■ **REQUIRED WORK**:
Copy each line below exactly and leave the pictures out.
==== INFORMATION SUPPLIED ====
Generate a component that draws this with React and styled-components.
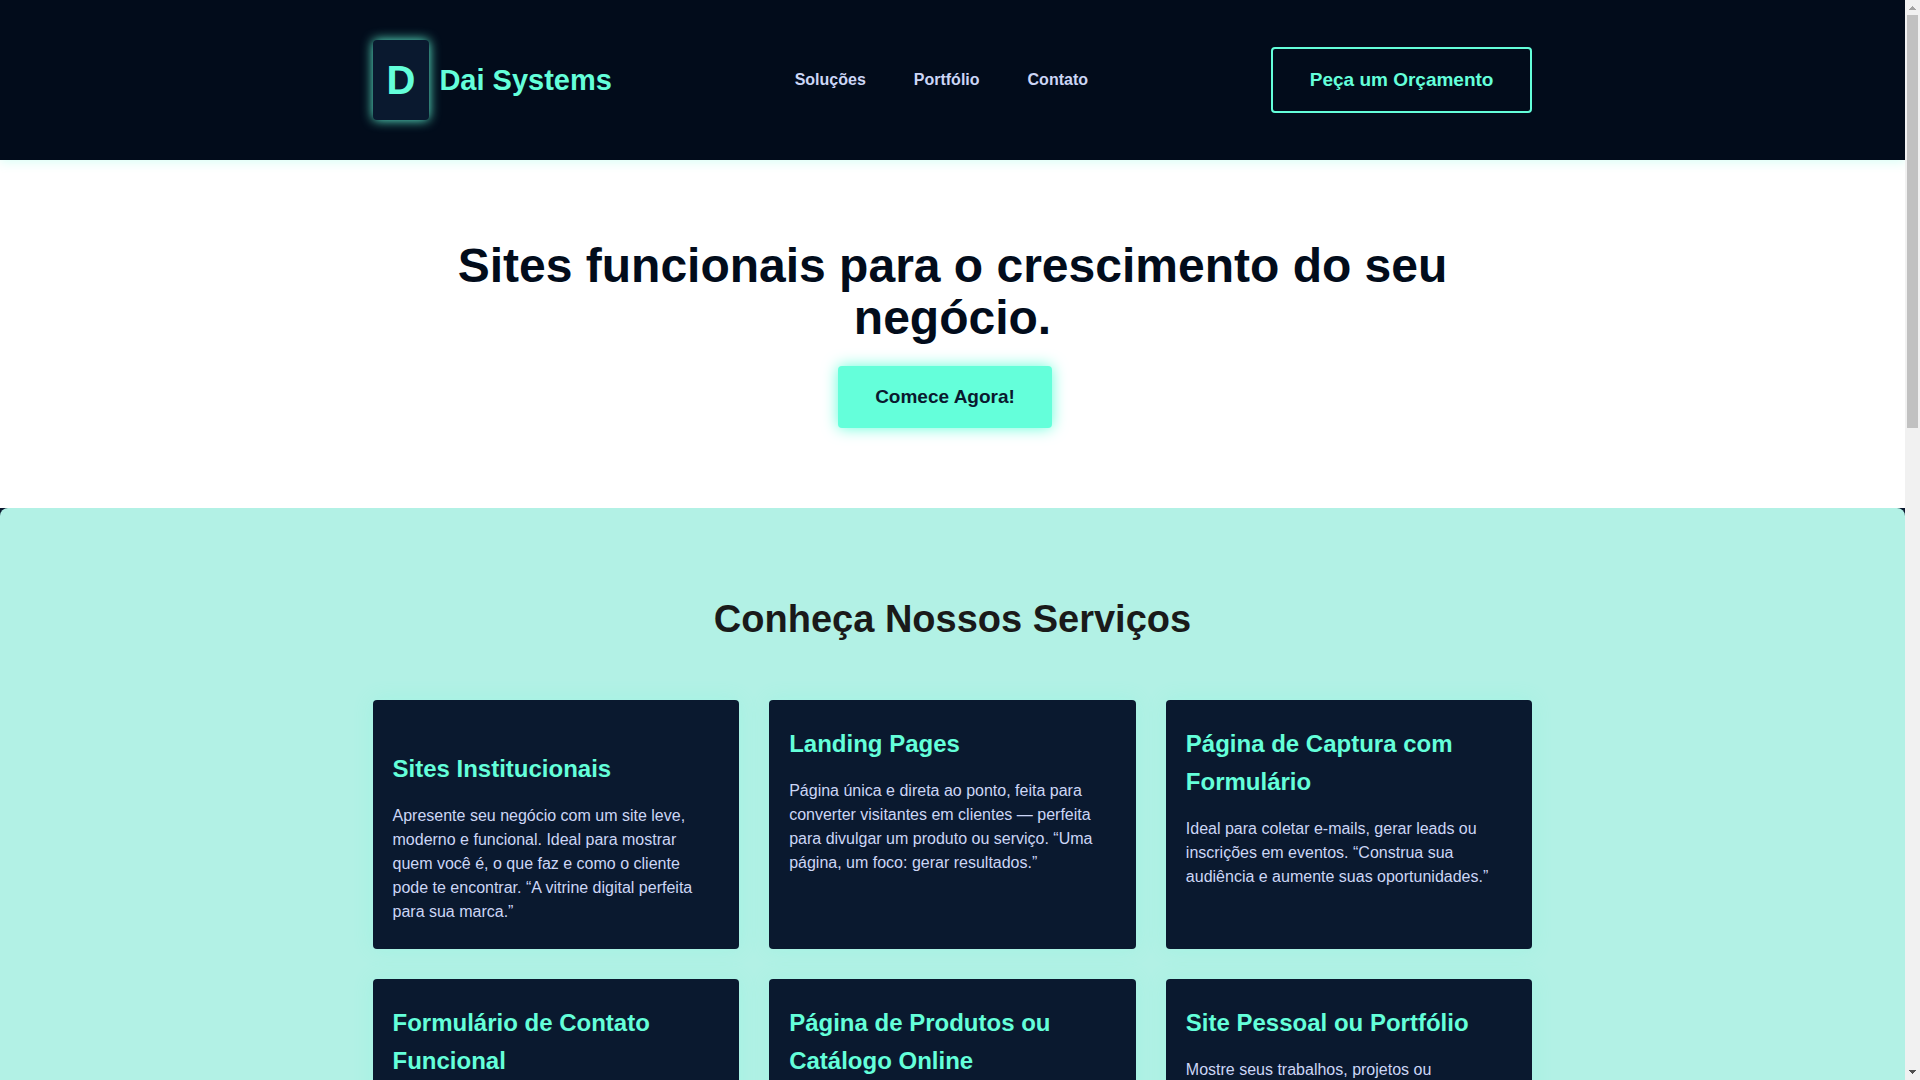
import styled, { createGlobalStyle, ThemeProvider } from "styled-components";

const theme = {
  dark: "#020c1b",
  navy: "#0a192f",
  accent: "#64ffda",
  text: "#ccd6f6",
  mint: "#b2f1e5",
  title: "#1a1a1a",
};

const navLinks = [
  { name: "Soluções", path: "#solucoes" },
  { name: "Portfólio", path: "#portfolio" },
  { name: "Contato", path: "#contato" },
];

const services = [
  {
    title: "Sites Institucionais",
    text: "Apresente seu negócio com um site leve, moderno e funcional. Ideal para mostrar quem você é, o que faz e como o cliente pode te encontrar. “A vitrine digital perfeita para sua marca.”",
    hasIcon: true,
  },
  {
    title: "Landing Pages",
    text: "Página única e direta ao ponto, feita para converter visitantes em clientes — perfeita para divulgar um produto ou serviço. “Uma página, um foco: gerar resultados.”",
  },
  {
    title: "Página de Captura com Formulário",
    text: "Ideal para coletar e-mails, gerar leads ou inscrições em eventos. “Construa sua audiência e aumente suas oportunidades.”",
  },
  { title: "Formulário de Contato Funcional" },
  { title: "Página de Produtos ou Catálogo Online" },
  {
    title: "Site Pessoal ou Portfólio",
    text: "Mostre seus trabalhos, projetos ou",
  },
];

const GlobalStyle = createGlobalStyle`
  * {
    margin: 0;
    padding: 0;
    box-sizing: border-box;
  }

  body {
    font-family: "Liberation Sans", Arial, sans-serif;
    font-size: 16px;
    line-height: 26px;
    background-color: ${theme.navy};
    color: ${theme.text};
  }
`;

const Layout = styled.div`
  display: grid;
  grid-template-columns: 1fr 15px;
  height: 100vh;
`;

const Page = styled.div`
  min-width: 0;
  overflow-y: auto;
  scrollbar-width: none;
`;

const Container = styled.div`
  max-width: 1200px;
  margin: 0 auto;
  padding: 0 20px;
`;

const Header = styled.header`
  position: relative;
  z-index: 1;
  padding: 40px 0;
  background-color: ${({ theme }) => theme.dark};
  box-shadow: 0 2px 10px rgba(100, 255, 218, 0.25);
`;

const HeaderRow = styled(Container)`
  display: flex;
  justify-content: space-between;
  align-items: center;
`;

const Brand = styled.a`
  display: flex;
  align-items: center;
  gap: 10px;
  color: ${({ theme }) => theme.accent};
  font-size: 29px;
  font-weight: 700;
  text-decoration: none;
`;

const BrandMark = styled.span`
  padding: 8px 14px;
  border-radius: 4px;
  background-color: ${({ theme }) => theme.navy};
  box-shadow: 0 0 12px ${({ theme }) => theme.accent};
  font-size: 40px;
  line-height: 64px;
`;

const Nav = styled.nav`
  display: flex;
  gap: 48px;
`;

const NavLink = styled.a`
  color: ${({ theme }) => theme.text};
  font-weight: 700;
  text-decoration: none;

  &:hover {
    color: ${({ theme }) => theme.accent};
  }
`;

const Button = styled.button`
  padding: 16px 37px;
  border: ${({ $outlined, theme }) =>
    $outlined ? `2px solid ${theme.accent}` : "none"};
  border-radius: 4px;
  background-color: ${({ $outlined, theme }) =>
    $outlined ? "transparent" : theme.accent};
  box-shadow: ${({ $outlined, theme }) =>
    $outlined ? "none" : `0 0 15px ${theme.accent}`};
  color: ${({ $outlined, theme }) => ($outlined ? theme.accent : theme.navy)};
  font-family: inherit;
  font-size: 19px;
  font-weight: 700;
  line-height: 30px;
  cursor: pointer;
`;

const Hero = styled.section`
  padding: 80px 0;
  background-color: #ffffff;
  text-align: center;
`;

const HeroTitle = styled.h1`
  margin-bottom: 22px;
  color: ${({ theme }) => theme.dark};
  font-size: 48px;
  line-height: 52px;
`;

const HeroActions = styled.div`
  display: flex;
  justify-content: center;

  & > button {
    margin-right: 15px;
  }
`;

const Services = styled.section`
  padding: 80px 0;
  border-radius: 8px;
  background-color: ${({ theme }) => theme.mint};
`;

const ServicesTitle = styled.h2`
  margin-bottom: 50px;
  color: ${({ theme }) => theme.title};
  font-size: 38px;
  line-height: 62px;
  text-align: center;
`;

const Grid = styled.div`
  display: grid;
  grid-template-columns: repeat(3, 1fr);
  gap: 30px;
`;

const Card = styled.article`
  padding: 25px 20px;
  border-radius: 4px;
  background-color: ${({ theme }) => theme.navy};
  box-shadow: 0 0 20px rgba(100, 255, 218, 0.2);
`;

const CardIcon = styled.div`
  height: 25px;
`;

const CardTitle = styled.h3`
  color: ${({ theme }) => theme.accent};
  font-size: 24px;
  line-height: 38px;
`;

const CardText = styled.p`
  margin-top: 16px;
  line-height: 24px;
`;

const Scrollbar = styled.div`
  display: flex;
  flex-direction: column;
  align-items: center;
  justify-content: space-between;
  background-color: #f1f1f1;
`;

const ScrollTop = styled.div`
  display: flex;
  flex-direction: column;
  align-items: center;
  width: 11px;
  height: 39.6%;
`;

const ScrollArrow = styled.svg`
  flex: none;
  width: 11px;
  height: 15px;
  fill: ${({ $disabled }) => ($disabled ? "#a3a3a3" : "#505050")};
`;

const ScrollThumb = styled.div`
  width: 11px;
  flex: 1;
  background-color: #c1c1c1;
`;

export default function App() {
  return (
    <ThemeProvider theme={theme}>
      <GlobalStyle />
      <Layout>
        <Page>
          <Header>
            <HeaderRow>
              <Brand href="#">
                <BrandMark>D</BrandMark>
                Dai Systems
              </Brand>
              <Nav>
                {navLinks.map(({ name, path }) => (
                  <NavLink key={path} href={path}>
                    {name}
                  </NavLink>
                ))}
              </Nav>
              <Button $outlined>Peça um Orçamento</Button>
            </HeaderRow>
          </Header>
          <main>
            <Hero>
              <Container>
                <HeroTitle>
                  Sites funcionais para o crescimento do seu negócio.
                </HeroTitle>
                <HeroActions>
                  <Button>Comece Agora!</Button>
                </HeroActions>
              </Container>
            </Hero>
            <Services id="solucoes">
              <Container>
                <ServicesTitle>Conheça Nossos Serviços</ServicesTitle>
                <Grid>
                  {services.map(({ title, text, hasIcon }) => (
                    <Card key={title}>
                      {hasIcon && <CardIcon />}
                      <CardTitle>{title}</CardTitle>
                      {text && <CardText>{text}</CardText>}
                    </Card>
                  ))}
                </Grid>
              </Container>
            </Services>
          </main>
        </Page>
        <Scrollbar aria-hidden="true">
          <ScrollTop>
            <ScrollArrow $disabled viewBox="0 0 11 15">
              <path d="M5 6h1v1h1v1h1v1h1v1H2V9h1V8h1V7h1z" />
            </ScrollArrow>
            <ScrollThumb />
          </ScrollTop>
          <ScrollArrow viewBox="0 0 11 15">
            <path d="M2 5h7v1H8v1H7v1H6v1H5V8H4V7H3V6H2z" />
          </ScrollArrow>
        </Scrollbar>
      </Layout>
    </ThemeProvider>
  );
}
====
■ **THE RESPONSE**:
Generate a component that draws this with React and styled-components.
import styled, { createGlobalStyle, ThemeProvider } from "styled-components";

const theme = {
  dark: "#020c1b",
  navy: "#0a192f",
  accent: "#64ffda",
  text: "#ccd6f6",
  mint: "#b2f1e5",
  title: "#1a1a1a",
};

const navLinks = [
  { name: "Soluções", path: "#solucoes" },
  { name: "Portfólio", path: "#portfolio" },
  { name: "Contato", path: "#contato" },
];

const services = [
  {
    title: "Sites Institucionais",
    text: "Apresente seu negócio com um site leve, moderno e funcional. Ideal para mostrar quem você é, o que faz e como o cliente pode te encontrar. “A vitrine digital perfeita para sua marca.”",
    hasIcon: true,
  },
  {
    title: "Landing Pages",
    text: "Página única e direta ao ponto, feita para converter visitantes em clientes — perfeita para divulgar um produto ou serviço. “Uma página, um foco: gerar resultados.”",
  },
  {
    title: "Página de Captura com Formulário",
    text: "Ideal para coletar e-mails, gerar leads ou inscrições em eventos. “Construa sua audiência e aumente suas oportunidades.”",
  },
  { title: "Formulário de Contato Funcional" },
  { title: "Página de Produtos ou Catálogo Online" },
  {
    title: "Site Pessoal ou Portfólio",
    text: "Mostre seus trabalhos, projetos ou",
  },
];

const GlobalStyle = createGlobalStyle`
  * {
    margin: 0;
    padding: 0;
    box-sizing: border-box;
  }

  body {
    font-family: "Liberation Sans", Arial, sans-serif;
    font-size: 16px;
    line-height: 26px;
    background-color: ${theme.navy};
    color: ${theme.text};
  }
`;

const Layout = styled.div`
  display: grid;
  grid-template-columns: 1fr 15px;
  height: 100vh;
`;

const Page = styled.div`
  min-width: 0;
  overflow-y: auto;
  scrollbar-width: none;
`;

const Container = styled.div`
  max-width: 1200px;
  margin: 0 auto;
  padding: 0 20px;
`;

const Header = styled.header`
  position: relative;
  z-index: 1;
  padding: 40px 0;
  background-color: ${({ theme }) => theme.dark};
  box-shadow: 0 2px 10px rgba(100, 255, 218, 0.25);
`;

const HeaderRow = styled(Container)`
  display: flex;
  justify-content: space-between;
  align-items: center;
`;

const Brand = styled.a`
  display: flex;
  align-items: center;
  gap: 10px;
  color: ${({ theme }) => theme.accent};
  font-size: 29px;
  font-weight: 700;
  text-decoration: none;
`;

const BrandMark = styled.span`
  padding: 8px 14px;
  border-radius: 4px;
  background-color: ${({ theme }) => theme.navy};
  box-shadow: 0 0 12px ${({ theme }) => theme.accent};
  font-size: 40px;
  line-height: 64px;
`;

const Nav = styled.nav`
  display: flex;
  gap: 48px;
`;

const NavLink = styled.a`
  color: ${({ theme }) => theme.text};
  font-weight: 700;
  text-decoration: none;

  &:hover {
    color: ${({ theme }) => theme.accent};
  }
`;

const Button = styled.button`
  padding: 16px 37px;
  border: ${({ $outlined, theme }) =>
    $outlined ? `2px solid ${theme.accent}` : "none"};
  border-radius: 4px;
  background-color: ${({ $outlined, theme }) =>
    $outlined ? "transparent" : theme.accent};
  box-shadow: ${({ $outlined, theme }) =>
    $outlined ? "none" : `0 0 15px ${theme.accent}`};
  color: ${({ $outlined, theme }) => ($outlined ? theme.accent : theme.navy)};
  font-family: inherit;
  font-size: 19px;
  font-weight: 700;
  line-height: 30px;
  cursor: pointer;
`;

const Hero = styled.section`
  padding: 80px 0;
  background-color: #ffffff;
  text-align: center;
`;

const HeroTitle = styled.h1`
  margin-bottom: 22px;
  color: ${({ theme }) => theme.dark};
  font-size: 48px;
  line-height: 52px;
`;

const HeroActions = styled.div`
  display: flex;
  justify-content: center;

  & > button {
    margin-right: 15px;
  }
`;

const Services = styled.section`
  padding: 80px 0;
  border-radius: 8px;
  background-color: ${({ theme }) => theme.mint};
`;

const ServicesTitle = styled.h2`
  margin-bottom: 50px;
  color: ${({ theme }) => theme.title};
  font-size: 38px;
  line-height: 62px;
  text-align: center;
`;

const Grid = styled.div`
  display: grid;
  grid-template-columns: repeat(3, 1fr);
  gap: 30px;
`;

const Card = styled.article`
  padding: 25px 20px;
  border-radius: 4px;
  background-color: ${({ theme }) => theme.navy};
  box-shadow: 0 0 20px rgba(100, 255, 218, 0.2);
`;

const CardIcon = styled.div`
  height: 25px;
`;

const CardTitle = styled.h3`
  color: ${({ theme }) => theme.accent};
  font-size: 24px;
  line-height: 38px;
`;

const CardText = styled.p`
  margin-top: 16px;
  line-height: 24px;
`;

const Scrollbar = styled.div`
  display: flex;
  flex-direction: column;
  align-items: center;
  justify-content: space-between;
  background-color: #f1f1f1;
`;

const ScrollTop = styled.div`
  display: flex;
  flex-direction: column;
  align-items: center;
  width: 11px;
  height: 39.6%;
`;

const ScrollArrow = styled.svg`
  flex: none;
  width: 11px;
  height: 15px;
  fill: ${({ $disabled }) => ($disabled ? "#a3a3a3" : "#505050")};
`;

const ScrollThumb = styled.div`
  width: 11px;
  flex: 1;
  background-color: #c1c1c1;
`;

export default function App() {
  return (
    <ThemeProvider theme={theme}>
      <GlobalStyle />
      <Layout>
        <Page>
          <Header>
            <HeaderRow>
              <Brand href="#">
                <BrandMark>D</BrandMark>
                Dai Systems
              </Brand>
              <Nav>
                {navLinks.map(({ name, path }) => (
                  <NavLink key={path} href={path}>
                    {name}
                  </NavLink>
                ))}
              </Nav>
              <Button $outlined>Peça um Orçamento</Button>
            </HeaderRow>
          </Header>
          <main>
            <Hero>
              <Container>
                <HeroTitle>
                  Sites funcionais para o crescimento do seu negócio.
                </HeroTitle>
                <HeroActions>
                  <Button>Comece Agora!</Button>
                </HeroActions>
              </Container>
            </Hero>
            <Services id="solucoes">
              <Container>
                <ServicesTitle>Conheça Nossos Serviços</ServicesTitle>
                <Grid>
                  {services.map(({ title, text, hasIcon }) => (
                    <Card key={title}>
                      {hasIcon && <CardIcon />}
                      <CardTitle>{title}</CardTitle>
                      {text && <CardText>{text}</CardText>}
                    </Card>
                  ))}
                </Grid>
              </Container>
            </Services>
          </main>
        </Page>
        <Scrollbar aria-hidden="true">
          <ScrollTop>
            <ScrollArrow $disabled viewBox="0 0 11 15">
              <path d="M5 6h1v1h1v1h1v1h1v1H2V9h1V8h1V7h1z" />
            </ScrollArrow>
            <ScrollThumb />
          </ScrollTop>
          <ScrollArrow viewBox="0 0 11 15">
            <path d="M2 5h7v1H8v1H7v1H6v1H5V8H4V7H3V6H2z" />
          </ScrollArrow>
        </Scrollbar>
      </Layout>
    </ThemeProvider>
  );
}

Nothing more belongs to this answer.